DMA#30, with Alex Hallatt:

Today’s Draw Me Anything was one of my favourites yet- a lively, funny, occasionally existential chat with my old friend

, the creator of the long-running comic strip Arctic Circle and the Substack Cartooning in the Age of AI. Alex and I go way back to our newspaper days in Australia, when her strip ran beside my legacy strip, Ginger Meggs, on the comics page. (Back when newspapers still had comics pages. Simpler times. Inkier hands.)

Now she’s living in the UK, drawing, painting, and writing travel sketchbooks like one of my faves, A Basque Diary—which, if you haven’t seen it, will make you want to sell everything and move to Spain with a fountain pen.

We talked about the question that every freelancer quietly obsesses over: what does “enough” look like? I told a story about a friend of the author of Company Of One who set a modest annual goal—to cover expenses, fund one holiday, and then stop working once he hit it. “He’d hit that number and just stop, and then just live.” I confess, I’m not built for that kind of restraint; I’ll probably die at the drawing table, surrounded by deadlines and coffee cups.
(Reference: “Enough” philosophy from Company Of One)

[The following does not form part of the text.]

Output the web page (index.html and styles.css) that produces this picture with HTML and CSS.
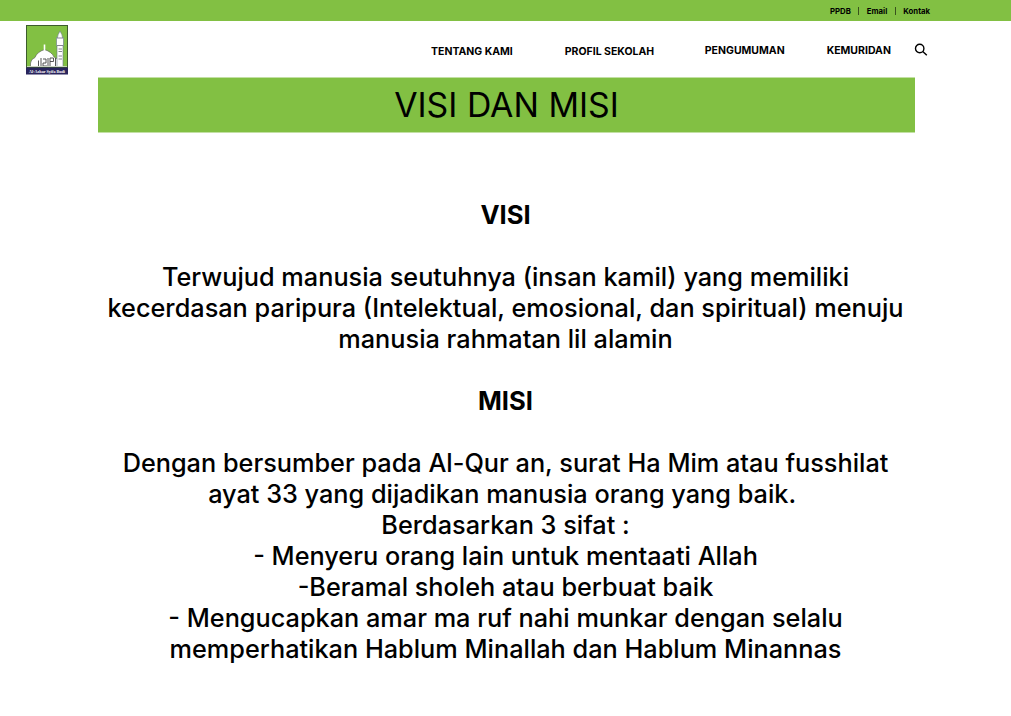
FILE: index.html
```html
<!DOCTYPE html>
<html lang="id">
<head>
<meta charset="utf-8">
<title>Visi dan Misi</title>
<link rel="stylesheet" href="styles.css">
</head>
<body>
<div class="topbar">
  <a class="top-link">PPDB</a><span class="divider"></span><a class="top-link">Email</a><span class="divider"></span><a class="top-link">Kontak</a>
</div>
<header class="header">
  <svg class="logo" viewBox="0 0 42 50">
    <rect y="42" width="42" height="7.500" fill="#29245c"/>
    <rect x=".5" y=".5" width="41" height="41.500" fill="#82c043" stroke="#3d5c2c" stroke-width="1"/>
    <path d="M4.500 41.500V38Q5 34 9 32.500Q11 27 18.500 24.500Q26 27 28 32Q33 34 35 41.500Z" fill="#fff" stroke="#555" stroke-width=".6"/>
    <path d="M18.500 19.500V25" stroke="#fff" stroke-width="1.600"/>
    <path d="M31 41.500V21H30.500V12.500H31.500Q31.500 10 34 6Q36.500 10 36.500 12.500H37.500V21H37v20.500Z" fill="#fff" stroke="#678" stroke-width=".6"/>
    <path d="M31 13h6M31 20.500h6M32.500 24h3.500M32.500 26.500h3.500M32.500 31h3.500M32.500 34h3.500" stroke="#667" stroke-width=".8"/>
    <path d="M15 33v8M17 34h3v4h-3v3h4M22 33v8M24 41v-8h3.500v3.500H24M29.500 33v8M12.500 35.500V41" fill="none" stroke="#444" stroke-width=".9"/>
    <path d="M1 41.500h40" stroke="#dfe8d5" stroke-width=".8"/>
    <text class="logo-text" x="21" y="47.500" text-anchor="middle" textLength="36" lengthAdjust="spacingAndGlyphs">Al-Azhar Syifa Budi</text>
  </svg>
  <nav class="nav">
    <a class="nav-link low tentang">TENTANG KAMI</a>
    <a class="nav-link low profil">PROFIL SEKOLAH</a>
    <a class="nav-link pengumuman">PENGUMUMAN</a>
    <a class="nav-link">KEMURIDAN</a>
  </nav>
  <svg class="search" viewBox="0 0 14 14"><circle cx="5.700" cy="5.500" r="4.200"/><path d="M8.800 8.600 12.800 12.300"/></svg>
</header>
<main class="main">
  <h1 class="banner">VISI DAN MISI</h1>
  <section class="content">
    <h2 class="heading">VISI</h2>
    <p class="copy">Terwujud manusia seutuhnya (insan kamil) yang memiliki<br>kecerdasan paripura (Intelektual, emosional, dan spiritual) menuju<br>manusia rahmatan lil alamin</p>
    <h2 class="heading">MISI</h2>
    <p class="copy">Dengan bersumber pada Al-Qur an, surat Ha Mim atau fusshilat<br>ayat 33 yang dijadikan manusia orang yang baik.&nbsp;<br>Berdasarkan 3 sifat :<br>- Menyeru orang lain untuk mentaati Allah<br>-Beramal sholeh atau berbuat baik<br>- Mengucapkan amar ma ruf nahi munkar dengan selalu<br>memperhatikan Hablum Minallah dan Hablum Minannas</p>
  </section>
</main>
</body>
</html>
```

FILE: styles.css
```css
* { box-sizing: border-box; }
body { margin: 0; height: 716px; overflow: hidden; background: #fff; color: #000; font-family: Inter, sans-serif; }
.topbar { height: 21px; padding: 1px 81px 0 0; background: #82c043; display: flex; align-items: center; justify-content: flex-end; }
.top-link { font-size: 7.750px; font-weight: 700; line-height: 11px; }
.divider { width: 1px; height: 8px; margin: 0 7.500px; background: #38521d; }
.header { height: 56px; display: flex; align-items: flex-start; padding-left: 26px; }
.logo { width: 42px; height: 50px; margin-top: 4px; }
.logo-text { font: bold 4.200px "Liberation Serif", serif; fill: #fff; }
.nav { display: flex; margin: 22.500px 0 0 363px; }
.nav-link { font-size: 10.500px; font-weight: 700; line-height: 14px; white-space: nowrap; }
.low { padding-top: 1.300px; }
.tentang { margin-right: 52px; }
.profil { margin-right: 50.600px; }
.pengumuman { margin-right: 42px; }
.search { width: 14px; height: 14px; margin: 22px 0 0 23.500px; fill: none; stroke: #000; stroke-width: 1.400; }
.banner { width: 817px; height: 56px; margin: 0 0 0 98px; background: #82c043; border: solid #c3e0a4; border-width: 1px 0; font-size: 33.800px; font-weight: 400; line-height: 53px; text-align: center; }
.content { width: 817px; margin: 66px 0 0 97px; text-align: center; font-size: 25.600px; line-height: 31px; }
.heading { margin: 0 0 32px; font-size: inherit; font-weight: 700; }
.copy { margin: 0 0 30px; font-size: 25.290px; font-weight: 500; white-space: nowrap; }
```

One of my favourite moments came when we talked about consumer minimalism. Alex admires actor Willem Dafoe’s “one-suit” philosophy: buy one good thing, use it forever. “We cartoonists are lucky,” she said. “We already look poor—it saves a fortune on wardrobe.”

We talked about the state of cartooning in a world run by algorithms. “AI is fake,” Alex said flatly. “It’s all about pretending to be human, but it can’t feel the exhaustion or joy that goes into a single line.” She sees AI less as a rival than as an alien intelligence—useful if handled carefully, terrifying if trusted too much. I nodded while silently imagining a robot army taking over Manhattan.

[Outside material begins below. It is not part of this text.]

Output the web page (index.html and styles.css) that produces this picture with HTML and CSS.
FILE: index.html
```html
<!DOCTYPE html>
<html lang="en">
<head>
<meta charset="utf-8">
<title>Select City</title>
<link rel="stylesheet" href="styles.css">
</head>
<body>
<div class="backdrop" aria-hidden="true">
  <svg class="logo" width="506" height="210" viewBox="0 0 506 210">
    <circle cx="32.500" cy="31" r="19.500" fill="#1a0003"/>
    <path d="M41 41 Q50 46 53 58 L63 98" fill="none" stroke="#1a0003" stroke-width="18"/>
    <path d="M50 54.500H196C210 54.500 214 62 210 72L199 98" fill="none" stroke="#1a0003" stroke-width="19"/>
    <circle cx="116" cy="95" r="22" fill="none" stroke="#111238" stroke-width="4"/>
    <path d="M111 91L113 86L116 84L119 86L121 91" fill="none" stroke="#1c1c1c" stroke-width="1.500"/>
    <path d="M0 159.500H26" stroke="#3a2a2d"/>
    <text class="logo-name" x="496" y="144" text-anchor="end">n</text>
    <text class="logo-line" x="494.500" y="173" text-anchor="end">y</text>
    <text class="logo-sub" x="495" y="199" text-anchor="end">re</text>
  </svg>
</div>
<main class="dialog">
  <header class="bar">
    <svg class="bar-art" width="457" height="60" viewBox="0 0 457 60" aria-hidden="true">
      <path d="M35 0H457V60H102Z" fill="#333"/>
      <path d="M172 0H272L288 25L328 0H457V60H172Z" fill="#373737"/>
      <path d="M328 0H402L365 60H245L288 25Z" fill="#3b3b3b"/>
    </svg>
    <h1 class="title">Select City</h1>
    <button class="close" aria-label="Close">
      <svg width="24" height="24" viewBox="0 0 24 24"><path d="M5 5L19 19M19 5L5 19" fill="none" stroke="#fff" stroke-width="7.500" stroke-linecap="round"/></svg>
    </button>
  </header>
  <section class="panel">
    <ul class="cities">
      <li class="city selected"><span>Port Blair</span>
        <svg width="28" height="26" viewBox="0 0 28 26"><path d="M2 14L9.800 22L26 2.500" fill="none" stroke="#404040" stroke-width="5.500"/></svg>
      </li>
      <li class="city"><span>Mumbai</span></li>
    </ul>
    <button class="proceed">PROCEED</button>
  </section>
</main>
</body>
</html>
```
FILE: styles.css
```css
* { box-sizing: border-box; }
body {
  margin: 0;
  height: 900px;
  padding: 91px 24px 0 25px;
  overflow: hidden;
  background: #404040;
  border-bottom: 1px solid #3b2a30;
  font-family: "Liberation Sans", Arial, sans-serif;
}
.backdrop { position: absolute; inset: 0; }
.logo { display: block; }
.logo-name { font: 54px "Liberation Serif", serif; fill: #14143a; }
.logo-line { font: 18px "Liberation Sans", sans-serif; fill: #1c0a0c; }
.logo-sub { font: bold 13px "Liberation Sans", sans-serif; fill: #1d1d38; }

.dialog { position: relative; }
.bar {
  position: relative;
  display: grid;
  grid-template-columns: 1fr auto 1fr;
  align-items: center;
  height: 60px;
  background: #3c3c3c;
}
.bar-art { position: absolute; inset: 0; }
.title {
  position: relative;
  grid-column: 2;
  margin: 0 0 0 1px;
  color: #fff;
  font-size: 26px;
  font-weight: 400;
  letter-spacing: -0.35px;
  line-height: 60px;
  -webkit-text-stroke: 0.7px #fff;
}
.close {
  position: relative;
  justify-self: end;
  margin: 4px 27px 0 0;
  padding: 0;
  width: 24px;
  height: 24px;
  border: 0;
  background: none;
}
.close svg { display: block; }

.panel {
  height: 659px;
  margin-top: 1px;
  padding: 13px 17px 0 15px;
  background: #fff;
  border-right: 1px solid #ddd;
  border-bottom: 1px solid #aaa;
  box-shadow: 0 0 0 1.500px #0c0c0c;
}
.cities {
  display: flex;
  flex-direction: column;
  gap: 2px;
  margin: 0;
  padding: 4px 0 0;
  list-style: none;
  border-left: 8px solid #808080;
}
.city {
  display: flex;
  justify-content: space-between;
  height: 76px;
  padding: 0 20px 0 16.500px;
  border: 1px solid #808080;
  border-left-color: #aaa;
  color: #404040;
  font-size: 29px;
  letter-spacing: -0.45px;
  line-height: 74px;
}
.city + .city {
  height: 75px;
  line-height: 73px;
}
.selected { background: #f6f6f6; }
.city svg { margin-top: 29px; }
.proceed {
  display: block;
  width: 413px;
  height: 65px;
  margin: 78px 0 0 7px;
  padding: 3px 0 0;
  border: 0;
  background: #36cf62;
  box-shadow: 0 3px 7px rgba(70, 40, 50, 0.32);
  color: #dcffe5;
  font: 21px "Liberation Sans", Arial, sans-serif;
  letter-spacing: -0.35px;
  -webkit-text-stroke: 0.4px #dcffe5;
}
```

From there, we detoured into process: she draws on layout paper using Noodler’s ink because it dries fast and doesn’t smudge. “Dip pens are for masochists,” she said. I quietly hid the dip pen on my desk from camera view.

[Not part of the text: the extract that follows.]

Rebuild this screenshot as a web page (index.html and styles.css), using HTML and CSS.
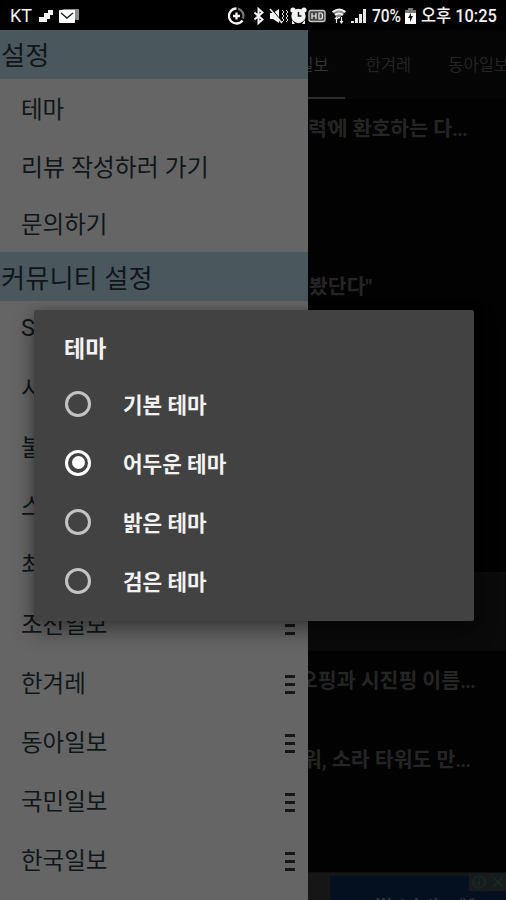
FILE: index.html
```html
<!DOCTYPE html>
<html lang="ko">
<head>
<meta charset="utf-8">
<title>테마</title>
<link rel="stylesheet" href="styles.css">
</head>
<body>
<div class="phone">
  <header class="status">
    <span class="carrier">KT</span>
    <svg class="notes" width="40" height="16" viewBox="0 0 40 16"><path d="M1 14v-5h5V5h4V2h5v5h-3v4H9v3z" fill="#f2f2f2"/><path d="M24 1h17v11h-3z" fill="#8c8c8c"/><rect x="21" y="2" width="16" height="13" rx="1" fill="#fff"/><path d="M23 5l6 5L35 5" fill="none" stroke="#222" stroke-width="1.500"/></svg>
    <svg class="indicators" width="140" height="20" viewBox="0 0 140 20">
      <g fill="none" stroke="#f4f4f4" stroke-width="2.300">
        <path d="M8.500 2.500a7.500 7.500 0 1 0 6 12"/><path d="M10 2.600a7.500 7.500 0 0 1 5 10" stroke="#777"/><path d="M8.500 6.500v7M5 10h7"/>
        <path d="M26.500 6.500l8 7-4 3.500V3l4 3.500-8 7" stroke-width="2"/>
      </g>
      <g fill="#f4f4f4"><path d="M42 7h3l6-4v14l-6-4h-3z"/><circle cx="70.500" cy="10" r="7.200"/><circle cx="65" cy="4" r="2.600"/><circle cx="76" cy="4" r="2.600"/><path d="M64 14v4h3zM77 14v4h-3z"/></g>
      <path d="M43 2l11 14" stroke="#000" stroke-width="1.200"/><path d="M42 3l12 14" stroke="#eee" stroke-width="1.600"/>
      <path d="M54 4l2 2-2 2 2 2-2 2 2 2-2 2M58 4l2 2-2 2 2 2-2 2 2 2-2 2" fill="none" stroke="#ddd"/>
      <path d="M70.500 6v4h3" fill="none" stroke="#111" stroke-width="1.500"/>
      <rect x="81" y="4.500" width="16" height="11" rx="2" fill="#444" stroke="#c8c8c8" stroke-width="1.300"/>
      <path d="M84 7v6M88 7v6M84 10h4M91 7v6h1.500q2 0 2-3T92.500 7z" fill="none" stroke="#eee" stroke-width="1.200"/>
      <path d="M104.500 6q7-5 13 0l-6.500 6.500z" fill="#8e8e8e"/>
      <path d="M104.500 6q7-5 13 0M107 9q4-3 8 0M111 11v1.500" fill="none" stroke="#f4f4f4" stroke-width="1.800"/>
      <path d="M108.500 11v6M107 13l1.500-2 1.500 2M113.500 11v6M112 15l1.500 2 1.500-2" fill="none" stroke="#eee" stroke-width="1.200"/>
      <path d="M123 17v-2h3v2zM127 17v-5h3v5zM131 17V8h3v9zM135 17V3h3v14z" fill="#e8e8e8"/>
    </svg>
    <span class="percent">70%</span>
    <svg class="battery" width="11" height="17" viewBox="0 0 11 17"><path d="M3 0h5v2h3v3H0V2h3z" fill="#777"/><path d="M0 5h11v11H0z" fill="#fff"/><path d="M6 5l-3 5h2v4l3-6H6z" fill="#111"/></svg>
    <span class="clock">오후 10:25</span>
  </header>

  <main class="news">
    <nav class="tabs">
      <span class="tab active">조선일보</span><span class="tab">한겨레</span><span class="tab">동아일보</span>
    </nav>
    <ul class="feed">
      <li class="story first">력<span class="quote">'</span>에 환호하는 다<span class="dots">...</span></li>
      <li class="story second">봤단다"</li>
      <li class="selected"></li>
      <li class="story third">오핑과 시진핑 이름<span class="dots">...</span></li>
      <li class="story fourth">워, 소라 타워도 만<span class="dots">...</span></li>
    </ul>
    <div class="ad">
      <div class="banner"><span>Watch the #1</span></div>
      <svg class="adchoices" width="37" height="18" viewBox="0 0 37 18"><g fill="none" stroke="#162b26" stroke-width="1.700"><circle cx="10" cy="9" r="6"/><path d="M10 8v5M10 5v1.500M24 4l10 10M34 4L24 14"/></g></svg>
    </div>
  </main>

  <aside class="drawer">
    <h2>설정</h2>
    <ul class="general"><li>테마</li><li class="review">리뷰 작성하러 가기</li><li>문의하기</li></ul>
    <h2 class="community">커뮤니티 설정</h2>
    <ul class="sites">
      <li>S<i></i></li><li>시<i></i></li><li>불<i></i></li><li>스<i></i></li><li>최<i></i></li>
      <li>조선일보<i></i></li><li>한겨레<i></i></li><li>동아일보<i></i></li><li>국민일보<i></i></li><li>한국일보<i></i></li>
    </ul>
  </aside>

  <section class="dialog">
    <h1>테마</h1>
    <div class="option"><b class="radio"></b>기본 테마</div>
    <div class="option"><b class="radio checked"></b>어두운 테마</div>
    <div class="option"><b class="radio"></b>밝은 테마</div>
    <div class="option"><b class="radio"></b>검은 테마</div>
  </section>
</div>
</body>
</html>
```

FILE: styles.css
```css
* { box-sizing: border-box; margin: 0; padding: 0; }
body { background: #000; font-family: Roboto, "Noto Sans CJK KR", sans-serif; }
ul { list-style: none; }
.phone { position: relative; width: 506px; height: 900px; overflow: hidden; display: flex; flex-direction: column; }

.status { height: 30px; flex: none; display: flex; align-items: center; color: #f2f2f2; font-size: 18px; line-height: 30px; padding: 2px 0 0 10px; white-space: nowrap; }
.carrier { width: 28px; }
.notes { overflow: visible; }
.indicators { margin-left: 150px; }
.percent { width: 30px; margin-left: 4px; font-weight: 500; transform: scaleX(.86); transform-origin: left; }
.battery { margin-left: 3px; }
.clock { margin-left: 5px; font-weight: 500; transform: scaleX(.91); transform-origin: left; }

.news { position: relative; flex: 1; display: flex; flex-direction: column; background: #020202; }
.tabs { height: 69px; flex: none; display: flex; gap: 37px; padding-left: 268px; background: #050505; color: #242424; font-size: 16.500px; line-height: 71px; white-space: nowrap; }
.tab.active { color: #333; padding-right: 16px; margin-right: -16px; border-bottom: 2px solid #2c2c2c; }
.tab { flex: none; }
.feed { flex: 1; display: flex; flex-direction: column; color: #252525; font-size: 20.500px; font-weight: 700; white-space: nowrap; }
.story { flex: none; padding-left: 307px; line-height: 61px; }
.quote { letter-spacing: -1.500px; }
.dots { letter-spacing: -1px; }
.first { height: 158px; padding-left: 308px; }
.second { height: 315px; padding-left: 309px; }
.selected { height: 79px; flex: none; background: #0a0a0a; }
.third { height: 79px; padding-left: 299px; }
.fourth { padding-left: 303px; }
.ad { height: 28px; flex: none; display: flex; padding-left: 330px; background: #161616; position: relative; border-top: 1px solid #101010; }
.banner { flex: 1; margin-top: 3px; background: #04101f; overflow: hidden; color: #303841; font-size: 17px; font-weight: 700; line-height: 24px; padding: 16px 0 0 46px; white-space: nowrap; }
.adchoices { position: absolute; right: 0; top: 0; background: #181b1b; }

.drawer { position: absolute; left: 0; top: 30px; width: 308px; height: 870px; background: #656565; color: #101619; overflow: hidden; }
.drawer h2 { height: 49px; padding: 1px 0 0 1px; background: #4a585e; font-size: 26.300px; line-height: 51px; font-weight: 400; }
.drawer .community { padding-top: 2px; }
.general { height: 173px; display: flex; flex-direction: column; }
.general li { flex: 1; display: flex; align-items: center; padding-left: 21px; font-size: 23.500px; font-weight: 400; }
.general .review { font-size: 23.900px; }
.sites { margin-top: -3px; }
.sites li { display: flex; align-items: center; justify-content: space-between; height: 59px; padding: 0 13px 0 21px; font-size: 23.500px; font-weight: 400; }
.sites i { width: 10px; height: 19px; border-top: 3px solid #161818; border-bottom: 3px solid #161818; background: linear-gradient(#161818, #161818) center / 10px 3px no-repeat; margin-top: 5px; }

.dialog { position: absolute; left: 34px; top: 310px; width: 440px; height: 311px; border-radius: 2px; background: #424242; color: #f2f2f2; padding: 9px 31px; box-shadow: 0 10px 22px rgba(0,0,0,.4), 0 0 12px rgba(0,0,0,.18); }
.dialog h1 { height: 55px; margin-left: -1px; font-size: 23px; line-height: 61px; font-weight: 700; }
.option { height: 59px; display: flex; align-items: center; font-size: 21.300px; font-weight: 600; }
.radio { width: 26px; height: 26px; border: 3px solid #c3c3c3; border-radius: 50%; margin-right: 32px; display: grid; place-items: center; }
.radio.checked { border-color: #fff; }
.radio.checked::after { content: ""; width: 13px; height: 13px; border-radius: 50%; background: #fff; }
```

Viewers asked about how much time she spends promoting versus drawing. Her answer was painfully honest: “AI hasn’t reduced the admin—it’s added to it. Everything changes so fast, you’re constantly learning new platforms instead of just making work.” Every freelancer watching sighed in unison.

By the end, we were laughing about how we’d make a great podcast but would never start one because it sounds like work. The conversation wrapped on a hopeful note: that handmade art still has a pulse precisely because it’s human, flawed, and occasionally coffee-stained.